A lightbulb just ignited in my mind — I now recall a whim that I jotted down in this very journal, which touches on a few of the above-mentioned themes: it’s from my entry called “I fail not to preach and to rant”, but it’s buried within the body text, so I’ll copy it here for ease:

If you want to get educated, you must pay for your schooling: you take on debt; then your debt must be paid, so you are forced to take a job, and all jobs are horrendous corrupt crony affairs; therefore you’re all washed up: you’ve become one of them. Either that or you refuse to join the cult; thus you earn zero banknotes; thus you cannot pay your debt; thus you end up incarcerated. All Roman roads lead to jail.

How can the luckless masses make an effective change in this world without resorting to violence (this is crucial: non-violence is the only way), and without treating the affluent as unfairly as that coven treats the herd?

Mass suicide. I mention this only half-jokingly, but I like to consider it. What if all of us ninety-nine-percenters simply chose a moment to collectively give up the ghost? It wouldn’t work unless each and all participated. The one-percenters would not be too inconvenienced—there’s only a handful of them, remember—but whenever any of their clique members wish to travel, they’d have to wade through stinking corpses clogging the streets.

Look how I, even I, a true prophet of the LORD, have descended into this type of unrefined bitterness. Let’s move on. Let’s return to the book about Heroes. Let’s skip ahead ten pages from the last quotation, to the section titled “Japan 1977”, again that unlucky year of my physical birth. Yet, first, let me define “spiritual transmigration”: This is what happens when hundreds of people expire in tandem, and their souls rush to inhabit a single body who is being born at that very instant. As it is written in “Song of Myself”: I am large, I contain multitudes.

Nineteen seventy-seven is the year of mass youth suicide in Japan: the official figure is 784 young people.
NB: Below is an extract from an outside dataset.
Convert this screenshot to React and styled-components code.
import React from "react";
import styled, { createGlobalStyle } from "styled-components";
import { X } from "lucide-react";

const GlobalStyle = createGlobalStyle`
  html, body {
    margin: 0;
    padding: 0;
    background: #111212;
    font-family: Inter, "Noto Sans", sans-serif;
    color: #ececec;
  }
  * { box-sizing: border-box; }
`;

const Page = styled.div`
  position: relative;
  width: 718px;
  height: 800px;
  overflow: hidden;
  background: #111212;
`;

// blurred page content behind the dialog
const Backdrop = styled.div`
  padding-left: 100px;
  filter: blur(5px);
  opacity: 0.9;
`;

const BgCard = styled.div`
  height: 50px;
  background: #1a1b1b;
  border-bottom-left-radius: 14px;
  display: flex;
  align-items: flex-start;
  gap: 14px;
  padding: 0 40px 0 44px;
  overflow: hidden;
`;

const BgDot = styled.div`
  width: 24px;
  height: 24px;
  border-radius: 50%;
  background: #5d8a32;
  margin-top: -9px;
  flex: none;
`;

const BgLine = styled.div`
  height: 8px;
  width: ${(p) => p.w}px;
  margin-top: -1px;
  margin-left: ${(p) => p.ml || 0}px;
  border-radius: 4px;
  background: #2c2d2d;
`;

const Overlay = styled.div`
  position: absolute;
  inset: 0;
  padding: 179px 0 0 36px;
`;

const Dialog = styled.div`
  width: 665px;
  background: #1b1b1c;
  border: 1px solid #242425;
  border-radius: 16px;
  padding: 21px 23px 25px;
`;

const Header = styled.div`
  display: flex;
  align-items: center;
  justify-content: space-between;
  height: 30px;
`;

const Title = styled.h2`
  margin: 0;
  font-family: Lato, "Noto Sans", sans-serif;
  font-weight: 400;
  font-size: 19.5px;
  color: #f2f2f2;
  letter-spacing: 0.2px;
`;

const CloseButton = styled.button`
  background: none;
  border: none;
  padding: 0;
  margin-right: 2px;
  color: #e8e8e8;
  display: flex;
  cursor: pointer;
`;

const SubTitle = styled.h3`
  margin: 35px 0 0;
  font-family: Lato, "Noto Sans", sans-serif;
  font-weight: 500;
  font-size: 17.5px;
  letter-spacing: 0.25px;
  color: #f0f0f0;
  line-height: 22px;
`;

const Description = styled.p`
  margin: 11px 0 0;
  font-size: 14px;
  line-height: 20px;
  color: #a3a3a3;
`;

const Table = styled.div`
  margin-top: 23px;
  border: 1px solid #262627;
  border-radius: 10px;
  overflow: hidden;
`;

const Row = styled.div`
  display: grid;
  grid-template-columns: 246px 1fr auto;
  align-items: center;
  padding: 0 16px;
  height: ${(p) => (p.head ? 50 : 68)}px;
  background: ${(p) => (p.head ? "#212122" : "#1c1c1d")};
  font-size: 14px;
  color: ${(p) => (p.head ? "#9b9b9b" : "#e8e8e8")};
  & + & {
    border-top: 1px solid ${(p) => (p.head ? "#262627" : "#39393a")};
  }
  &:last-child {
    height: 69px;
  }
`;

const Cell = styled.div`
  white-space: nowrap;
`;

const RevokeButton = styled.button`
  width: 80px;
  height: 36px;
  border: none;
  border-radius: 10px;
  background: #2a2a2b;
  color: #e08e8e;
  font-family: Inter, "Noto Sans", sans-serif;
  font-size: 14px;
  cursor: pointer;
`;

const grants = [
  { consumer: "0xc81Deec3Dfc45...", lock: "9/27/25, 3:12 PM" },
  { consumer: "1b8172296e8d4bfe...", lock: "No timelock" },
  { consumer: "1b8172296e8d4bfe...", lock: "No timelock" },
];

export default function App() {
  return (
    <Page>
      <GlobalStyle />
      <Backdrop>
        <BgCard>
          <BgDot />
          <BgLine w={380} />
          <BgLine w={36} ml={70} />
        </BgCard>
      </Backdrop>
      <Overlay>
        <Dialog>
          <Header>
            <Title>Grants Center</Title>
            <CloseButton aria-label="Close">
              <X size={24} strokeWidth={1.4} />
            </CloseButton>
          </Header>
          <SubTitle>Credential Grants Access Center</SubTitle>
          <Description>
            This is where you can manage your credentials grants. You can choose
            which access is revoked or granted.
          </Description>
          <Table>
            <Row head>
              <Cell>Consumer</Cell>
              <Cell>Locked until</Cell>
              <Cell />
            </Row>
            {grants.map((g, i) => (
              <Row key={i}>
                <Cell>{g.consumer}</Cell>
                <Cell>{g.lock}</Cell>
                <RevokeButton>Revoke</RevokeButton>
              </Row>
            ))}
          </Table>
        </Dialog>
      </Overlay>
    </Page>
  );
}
Can you believe how many folks it took to make me? And just think: God isn’t even finished with me yet! Now, turning one single page ahead (to 156), we find yet more juicy scandals about my birth year:

For many reasons, 1977 can be seen as the year of passage beyond modernity. In Europe, this passage is signaled by . . . the political consciousness of mass movements such as the creative Italian autonomia or the punk movement in London; in North America it takes the form of a cultural explosion, of a movement of urban transformations which is expressed in the artistic and musical ‘no wave’ . . . [not to mention rap.]

And this, from the page opposite that:

Nineteen seventy-seven is a double-faced year. It is the year of the last communist proletarian revolts of the century against capitalist rule and against the bourgeois state, but it is also the year when Steve Wozniak and Steve Jobs created the Apple trademark and the tools for spreading information technology. In 1977 Alain Minc and Simon Nora wrote L’informatisation de la société [Computerization of society], a text which theorizes the coming dissolution of nation states as a result of the political effects of emerging telematics. In the same year, Jean-François Lyotard wrote the book La Condition postmoderne and Charlie Chaplin died, and with him, the last traces of human kindness seemed to disappear too.

This is scientific proof of something that I’ve been calmly asserting for decades now: On the instant I was born, the last traces of human kindness abandoned the world.

(All this fuss over my birth, its date & effects – it’s very selfish, very narcissistic; I know. Do I think the whole universe revolves around me? Yes I do. But, isn’t it obvious? The real question is: Why can’t YOU grasp how fun it is to see things in this way?)

*

How appropriate. My mother just sent me a phone-text message: “Happy anniversary to you and your legal church-spouse.” – I swear, I didn’t even know that this was the day. I don’t believe in marriage.

*

OK now back again to suicide and mass murder… (page 163)

According to Jonathan Crary, author of 24/7: Late Capitalism and the Ends of Sleep, the capitalist need for market growth inevitably leads to an attempt to expand periods of alertness, through a restless stimulation of social attention: ‘the relentless capture and control of time and experience are the form of contemporary progress’. . . . Sleep, in fact, can be considered an ‘uncompromising interruption of the theft of time from us by capitalism’. A society of insomniac people is not at all a comforting place, and the increase in productivity is paid for in terms of the loss of rationality and respect for life. . . . Crary goes on to argue that ‘sleep is the only remaining barrier, the only enduring natural condition that capitalism cannot eliminate’. Although in itself an accurate prognosis, this observation lacks a crucial element. The other enduring natural barrier to the financial intrusive hubris, is death.

That seems like a good way to end this.

P.S.

Here’s another rap track from my ancient demo album whose beats come from the sketchy unfinished patterns that I found stored on my brother’s drum machine.

https://bryanray444.tumblr.com/post/173125982481/a-rap-track-whose-beat-i-stole-from-my-brothers

2 comments:

Rita R. said...

When I started reading this, I wanted to sit down with you and ask you to explain some sections. Now the day has gotten away on me, so I will ask you about it at another time. The whole 1977 thing sure is strange.

Bryan Ray said...

No worries! – the important thing is that you enjoyed the closing rap. And, as far as “explaining some sections”, I can do better – I can summarize in one line the entire law-and-prophets:

This entry simply demonstrates that every social horror afflicting our world today, including even the recent fad of mass murder, is the natural result of our present economic system; for the love of money is the root of all evil (1 Timothy 6:10); and since the continuation of capitalism means certain death for the populace, the only option is: kill or be killed; in other words: abolish capitalism or commit mass suicide. I don’t want to say “we’re doomed”, because I believe we still have a choice; but it’s like a coin flip: Heads, we’re dada; Tails, we’re DADA.

And all that commotion about my birth year 1977 simply proves I’m the antichrist.